* BEGIN RECORD EXCERPTS *

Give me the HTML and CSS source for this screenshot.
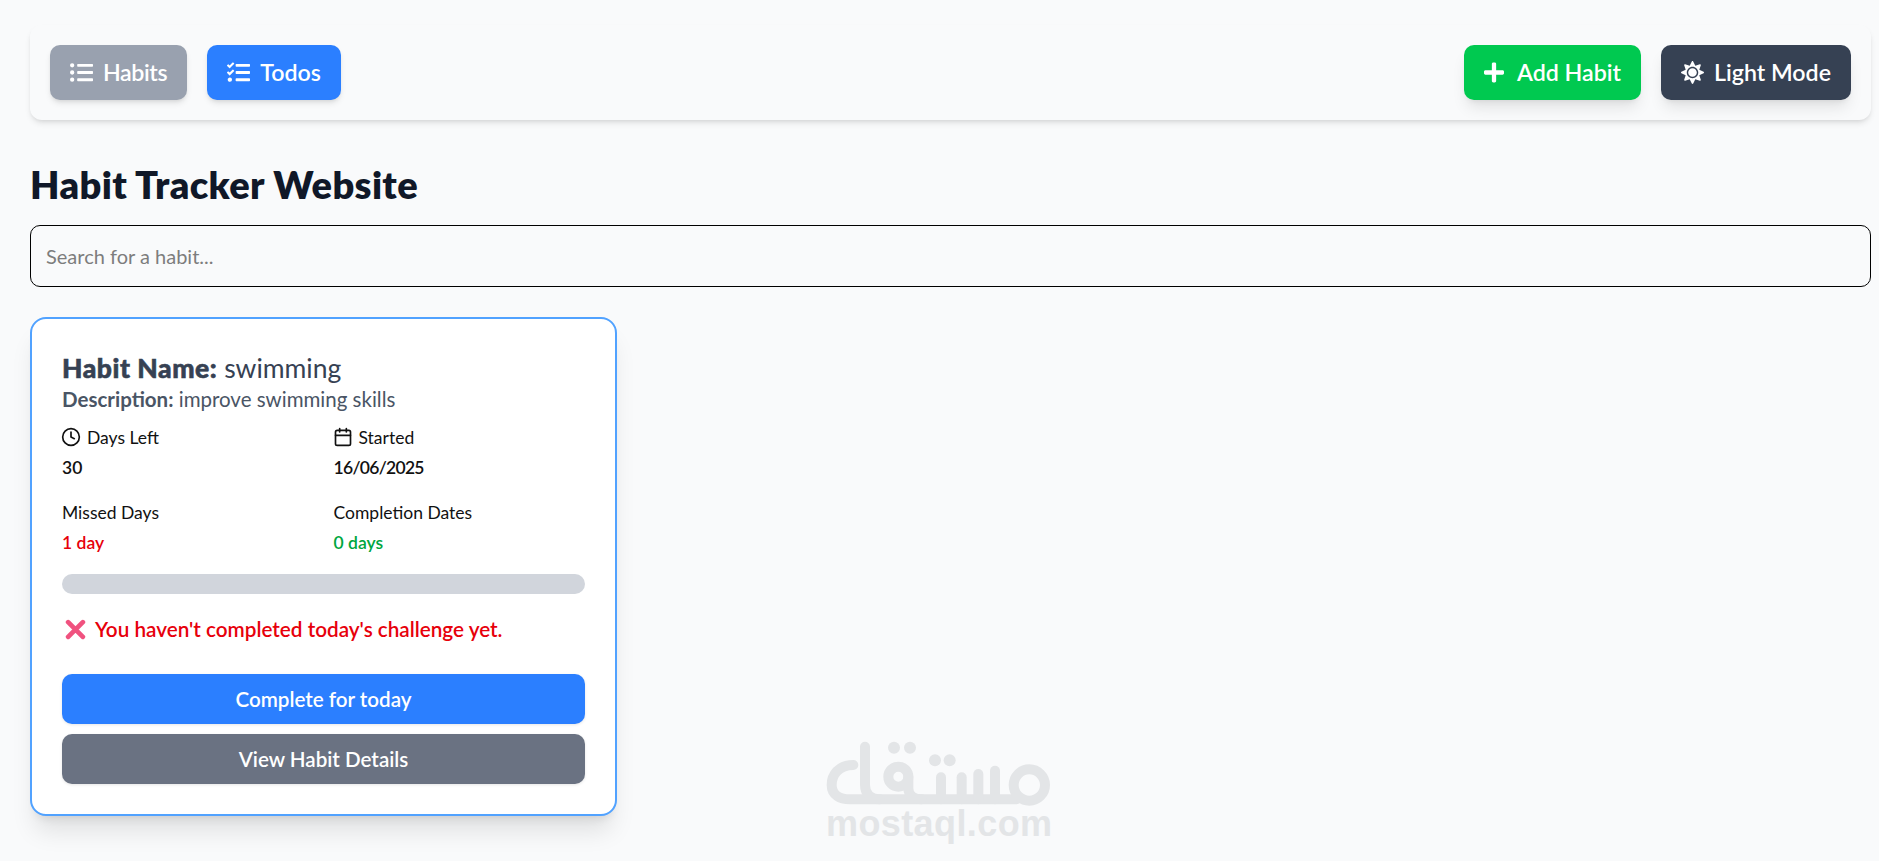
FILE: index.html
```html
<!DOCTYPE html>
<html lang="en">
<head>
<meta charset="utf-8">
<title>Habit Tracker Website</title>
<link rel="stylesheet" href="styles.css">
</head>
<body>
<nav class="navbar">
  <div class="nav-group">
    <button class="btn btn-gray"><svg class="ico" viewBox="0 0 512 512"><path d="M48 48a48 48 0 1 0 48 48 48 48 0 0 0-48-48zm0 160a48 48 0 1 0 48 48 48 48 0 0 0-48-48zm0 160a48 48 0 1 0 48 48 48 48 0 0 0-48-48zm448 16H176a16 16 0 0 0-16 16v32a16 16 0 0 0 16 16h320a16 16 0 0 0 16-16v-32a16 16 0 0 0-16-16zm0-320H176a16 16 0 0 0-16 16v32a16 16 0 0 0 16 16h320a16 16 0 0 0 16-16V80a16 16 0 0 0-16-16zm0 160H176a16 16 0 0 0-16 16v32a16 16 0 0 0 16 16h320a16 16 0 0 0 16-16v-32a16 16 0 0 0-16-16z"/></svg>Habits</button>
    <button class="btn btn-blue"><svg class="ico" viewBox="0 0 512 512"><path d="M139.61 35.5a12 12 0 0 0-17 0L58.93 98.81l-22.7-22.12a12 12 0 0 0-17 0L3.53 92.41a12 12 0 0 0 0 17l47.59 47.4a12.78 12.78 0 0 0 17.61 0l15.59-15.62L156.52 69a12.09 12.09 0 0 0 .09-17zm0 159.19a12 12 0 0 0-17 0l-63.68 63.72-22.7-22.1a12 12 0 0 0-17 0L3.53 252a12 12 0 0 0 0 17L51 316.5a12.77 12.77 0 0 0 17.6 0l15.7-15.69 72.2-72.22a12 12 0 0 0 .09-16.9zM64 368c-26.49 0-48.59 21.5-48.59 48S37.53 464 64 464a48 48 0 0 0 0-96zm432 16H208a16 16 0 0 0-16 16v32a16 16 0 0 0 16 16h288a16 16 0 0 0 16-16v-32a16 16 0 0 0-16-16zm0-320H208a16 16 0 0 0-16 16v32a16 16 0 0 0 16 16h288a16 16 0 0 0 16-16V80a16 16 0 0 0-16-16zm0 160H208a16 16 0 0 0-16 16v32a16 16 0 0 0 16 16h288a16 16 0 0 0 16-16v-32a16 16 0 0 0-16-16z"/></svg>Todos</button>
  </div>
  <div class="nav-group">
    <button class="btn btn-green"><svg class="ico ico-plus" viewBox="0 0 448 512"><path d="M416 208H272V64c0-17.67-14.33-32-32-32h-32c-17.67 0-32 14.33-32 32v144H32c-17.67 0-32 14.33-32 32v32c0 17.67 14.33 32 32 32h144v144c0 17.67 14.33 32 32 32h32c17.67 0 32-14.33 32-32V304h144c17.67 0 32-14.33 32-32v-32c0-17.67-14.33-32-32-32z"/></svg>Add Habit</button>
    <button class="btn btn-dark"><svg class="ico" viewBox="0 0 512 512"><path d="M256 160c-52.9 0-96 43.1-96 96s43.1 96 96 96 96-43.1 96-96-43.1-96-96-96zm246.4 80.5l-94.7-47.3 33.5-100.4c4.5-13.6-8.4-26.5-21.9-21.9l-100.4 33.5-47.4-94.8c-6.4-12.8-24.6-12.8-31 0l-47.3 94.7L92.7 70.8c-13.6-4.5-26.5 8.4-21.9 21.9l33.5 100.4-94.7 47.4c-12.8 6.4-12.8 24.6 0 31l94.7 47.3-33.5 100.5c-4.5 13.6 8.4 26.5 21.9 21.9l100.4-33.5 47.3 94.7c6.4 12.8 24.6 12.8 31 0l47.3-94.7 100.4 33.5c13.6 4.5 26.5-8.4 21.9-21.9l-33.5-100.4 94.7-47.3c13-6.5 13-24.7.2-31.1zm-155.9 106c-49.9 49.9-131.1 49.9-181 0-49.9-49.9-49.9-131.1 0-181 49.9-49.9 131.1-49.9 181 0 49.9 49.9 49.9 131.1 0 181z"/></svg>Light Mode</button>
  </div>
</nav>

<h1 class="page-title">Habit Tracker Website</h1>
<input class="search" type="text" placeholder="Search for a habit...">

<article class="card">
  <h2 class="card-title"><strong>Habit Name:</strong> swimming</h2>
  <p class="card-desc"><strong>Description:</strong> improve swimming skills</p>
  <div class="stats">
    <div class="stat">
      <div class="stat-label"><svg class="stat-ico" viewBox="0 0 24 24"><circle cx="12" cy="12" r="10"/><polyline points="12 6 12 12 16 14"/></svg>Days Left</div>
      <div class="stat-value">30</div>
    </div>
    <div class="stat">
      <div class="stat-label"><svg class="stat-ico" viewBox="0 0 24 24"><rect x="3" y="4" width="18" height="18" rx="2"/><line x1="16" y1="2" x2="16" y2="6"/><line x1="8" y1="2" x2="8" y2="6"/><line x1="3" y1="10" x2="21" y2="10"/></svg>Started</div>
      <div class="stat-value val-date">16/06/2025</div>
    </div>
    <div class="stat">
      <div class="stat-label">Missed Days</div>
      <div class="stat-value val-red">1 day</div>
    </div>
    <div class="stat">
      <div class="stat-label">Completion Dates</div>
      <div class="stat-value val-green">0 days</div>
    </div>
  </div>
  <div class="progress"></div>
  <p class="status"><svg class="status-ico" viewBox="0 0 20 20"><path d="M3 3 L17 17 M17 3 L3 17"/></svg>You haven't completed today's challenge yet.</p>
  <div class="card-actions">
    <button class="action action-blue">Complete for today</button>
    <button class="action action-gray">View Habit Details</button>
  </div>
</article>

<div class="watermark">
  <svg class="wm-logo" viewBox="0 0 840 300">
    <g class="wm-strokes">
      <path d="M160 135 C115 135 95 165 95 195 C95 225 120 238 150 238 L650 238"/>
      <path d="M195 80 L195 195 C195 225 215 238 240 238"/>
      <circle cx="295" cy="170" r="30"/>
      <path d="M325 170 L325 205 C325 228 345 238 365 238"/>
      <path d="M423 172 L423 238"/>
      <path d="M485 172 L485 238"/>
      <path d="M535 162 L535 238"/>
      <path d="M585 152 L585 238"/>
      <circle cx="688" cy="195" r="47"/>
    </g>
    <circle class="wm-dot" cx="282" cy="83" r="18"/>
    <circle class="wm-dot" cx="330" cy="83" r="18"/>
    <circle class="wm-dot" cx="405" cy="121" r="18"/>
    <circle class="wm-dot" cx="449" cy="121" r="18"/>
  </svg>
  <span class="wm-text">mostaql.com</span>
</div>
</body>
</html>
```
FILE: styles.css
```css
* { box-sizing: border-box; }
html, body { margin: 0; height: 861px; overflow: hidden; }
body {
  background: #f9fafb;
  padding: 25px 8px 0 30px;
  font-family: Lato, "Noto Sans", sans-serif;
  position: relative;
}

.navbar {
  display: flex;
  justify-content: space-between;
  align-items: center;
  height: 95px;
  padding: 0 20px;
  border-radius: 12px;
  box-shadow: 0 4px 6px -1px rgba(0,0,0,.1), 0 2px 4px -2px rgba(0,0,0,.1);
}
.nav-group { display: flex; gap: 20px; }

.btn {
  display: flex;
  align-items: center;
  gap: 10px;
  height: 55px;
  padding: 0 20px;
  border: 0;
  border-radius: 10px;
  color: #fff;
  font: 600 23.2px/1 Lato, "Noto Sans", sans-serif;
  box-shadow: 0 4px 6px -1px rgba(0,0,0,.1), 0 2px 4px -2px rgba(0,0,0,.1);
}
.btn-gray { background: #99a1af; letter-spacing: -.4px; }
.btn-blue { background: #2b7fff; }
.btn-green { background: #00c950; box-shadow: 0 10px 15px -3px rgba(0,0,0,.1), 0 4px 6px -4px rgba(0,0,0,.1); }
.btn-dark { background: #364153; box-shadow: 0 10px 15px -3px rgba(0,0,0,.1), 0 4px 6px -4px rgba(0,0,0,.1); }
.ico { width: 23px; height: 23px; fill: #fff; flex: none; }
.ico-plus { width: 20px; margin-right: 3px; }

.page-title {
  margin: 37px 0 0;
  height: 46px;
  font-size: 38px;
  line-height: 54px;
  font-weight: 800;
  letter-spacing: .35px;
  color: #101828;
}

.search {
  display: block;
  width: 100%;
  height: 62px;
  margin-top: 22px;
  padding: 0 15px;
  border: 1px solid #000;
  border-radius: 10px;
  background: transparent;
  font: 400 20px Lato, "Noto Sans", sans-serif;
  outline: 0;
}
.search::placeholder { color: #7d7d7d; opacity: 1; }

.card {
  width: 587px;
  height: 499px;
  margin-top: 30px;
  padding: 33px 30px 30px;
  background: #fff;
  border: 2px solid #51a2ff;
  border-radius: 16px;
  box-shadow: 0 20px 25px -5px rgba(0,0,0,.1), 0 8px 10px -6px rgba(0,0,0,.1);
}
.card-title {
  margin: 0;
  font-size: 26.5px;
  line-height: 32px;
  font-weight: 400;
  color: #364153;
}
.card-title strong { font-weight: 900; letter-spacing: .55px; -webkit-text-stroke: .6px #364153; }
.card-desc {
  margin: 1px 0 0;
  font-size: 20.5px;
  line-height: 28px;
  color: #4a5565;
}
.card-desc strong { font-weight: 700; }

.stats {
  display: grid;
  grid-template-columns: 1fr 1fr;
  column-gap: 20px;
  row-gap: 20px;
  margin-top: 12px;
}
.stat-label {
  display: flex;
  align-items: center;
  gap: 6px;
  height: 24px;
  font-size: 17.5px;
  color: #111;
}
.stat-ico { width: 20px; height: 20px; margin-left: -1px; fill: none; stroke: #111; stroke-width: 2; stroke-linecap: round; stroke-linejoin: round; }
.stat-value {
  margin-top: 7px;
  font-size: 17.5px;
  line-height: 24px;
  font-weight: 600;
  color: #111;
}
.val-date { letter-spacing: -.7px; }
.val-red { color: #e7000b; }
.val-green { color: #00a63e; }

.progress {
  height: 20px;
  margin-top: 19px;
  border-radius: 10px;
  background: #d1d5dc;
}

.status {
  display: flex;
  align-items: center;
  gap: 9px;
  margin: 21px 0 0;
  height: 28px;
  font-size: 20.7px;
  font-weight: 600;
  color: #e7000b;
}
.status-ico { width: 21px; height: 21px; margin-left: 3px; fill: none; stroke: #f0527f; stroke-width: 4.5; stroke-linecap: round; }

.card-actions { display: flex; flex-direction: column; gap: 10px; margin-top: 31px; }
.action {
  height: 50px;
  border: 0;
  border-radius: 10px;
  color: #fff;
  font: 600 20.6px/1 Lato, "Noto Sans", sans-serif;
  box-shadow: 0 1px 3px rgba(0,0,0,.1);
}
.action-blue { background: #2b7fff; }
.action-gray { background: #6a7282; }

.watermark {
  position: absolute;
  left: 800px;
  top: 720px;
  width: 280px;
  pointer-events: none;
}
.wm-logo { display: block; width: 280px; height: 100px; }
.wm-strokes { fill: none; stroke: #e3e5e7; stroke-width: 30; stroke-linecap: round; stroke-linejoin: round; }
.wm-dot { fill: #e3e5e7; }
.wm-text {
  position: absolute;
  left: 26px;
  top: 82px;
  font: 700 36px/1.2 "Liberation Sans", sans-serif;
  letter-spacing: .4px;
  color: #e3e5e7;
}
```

* END RECORD EXCERPTS *
* BEGIN RECORD EXCERPTS *

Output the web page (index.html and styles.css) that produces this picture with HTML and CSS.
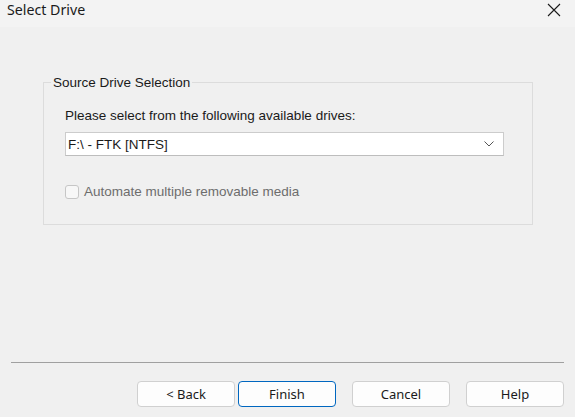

* END RECORD EXCERPTS *
* BEGIN RECORD EXCERPTS *

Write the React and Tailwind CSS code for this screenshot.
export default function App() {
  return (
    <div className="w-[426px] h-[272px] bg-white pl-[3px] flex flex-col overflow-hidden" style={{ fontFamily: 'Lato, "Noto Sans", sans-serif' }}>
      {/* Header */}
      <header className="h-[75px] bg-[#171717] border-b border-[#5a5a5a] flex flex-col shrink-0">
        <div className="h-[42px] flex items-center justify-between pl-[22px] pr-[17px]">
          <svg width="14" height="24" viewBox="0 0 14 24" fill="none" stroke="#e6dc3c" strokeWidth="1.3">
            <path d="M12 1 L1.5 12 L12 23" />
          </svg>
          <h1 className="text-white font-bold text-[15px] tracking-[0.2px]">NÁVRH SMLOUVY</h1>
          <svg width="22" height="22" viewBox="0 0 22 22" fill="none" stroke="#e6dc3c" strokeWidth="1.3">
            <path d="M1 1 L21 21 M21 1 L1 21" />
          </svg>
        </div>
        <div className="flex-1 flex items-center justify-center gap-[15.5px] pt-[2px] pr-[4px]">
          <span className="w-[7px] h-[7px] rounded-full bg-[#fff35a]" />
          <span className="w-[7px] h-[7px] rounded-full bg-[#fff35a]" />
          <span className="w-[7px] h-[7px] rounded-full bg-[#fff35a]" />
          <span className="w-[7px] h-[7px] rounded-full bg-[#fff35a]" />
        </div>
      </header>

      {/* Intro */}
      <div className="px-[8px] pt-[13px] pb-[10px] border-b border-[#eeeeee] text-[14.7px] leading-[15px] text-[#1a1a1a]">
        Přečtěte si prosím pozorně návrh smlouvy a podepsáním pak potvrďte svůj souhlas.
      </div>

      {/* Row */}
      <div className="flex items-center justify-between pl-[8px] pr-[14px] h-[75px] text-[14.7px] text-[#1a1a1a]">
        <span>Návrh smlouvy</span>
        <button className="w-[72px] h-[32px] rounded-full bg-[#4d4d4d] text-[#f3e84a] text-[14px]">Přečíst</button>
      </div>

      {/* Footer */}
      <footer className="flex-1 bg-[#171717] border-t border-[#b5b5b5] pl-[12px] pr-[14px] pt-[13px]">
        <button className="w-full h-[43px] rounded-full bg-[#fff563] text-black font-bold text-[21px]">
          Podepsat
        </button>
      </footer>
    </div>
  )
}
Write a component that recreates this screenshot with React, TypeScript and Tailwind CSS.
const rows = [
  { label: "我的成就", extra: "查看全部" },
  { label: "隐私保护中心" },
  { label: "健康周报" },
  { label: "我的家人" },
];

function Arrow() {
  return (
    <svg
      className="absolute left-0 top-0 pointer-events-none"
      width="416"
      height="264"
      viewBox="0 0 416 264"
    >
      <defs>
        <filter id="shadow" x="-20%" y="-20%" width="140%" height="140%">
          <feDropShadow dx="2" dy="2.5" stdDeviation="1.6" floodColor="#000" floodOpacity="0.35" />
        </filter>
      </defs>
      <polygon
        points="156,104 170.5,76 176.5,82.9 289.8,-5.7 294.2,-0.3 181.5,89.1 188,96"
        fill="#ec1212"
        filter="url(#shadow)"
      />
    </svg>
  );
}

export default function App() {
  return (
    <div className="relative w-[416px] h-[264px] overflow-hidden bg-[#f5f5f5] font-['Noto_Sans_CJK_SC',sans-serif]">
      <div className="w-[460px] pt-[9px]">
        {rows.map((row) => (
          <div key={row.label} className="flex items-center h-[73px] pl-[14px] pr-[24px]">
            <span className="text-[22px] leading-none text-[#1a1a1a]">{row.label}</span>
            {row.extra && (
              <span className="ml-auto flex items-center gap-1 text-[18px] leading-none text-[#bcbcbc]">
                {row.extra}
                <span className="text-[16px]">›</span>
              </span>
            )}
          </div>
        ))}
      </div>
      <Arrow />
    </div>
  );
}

* END RECORD EXCERPTS *

GIVEN REQUEST >> In the material above, tally every line with the string "Write" in it, then give that number alone.

TASK OUTPUT >> 2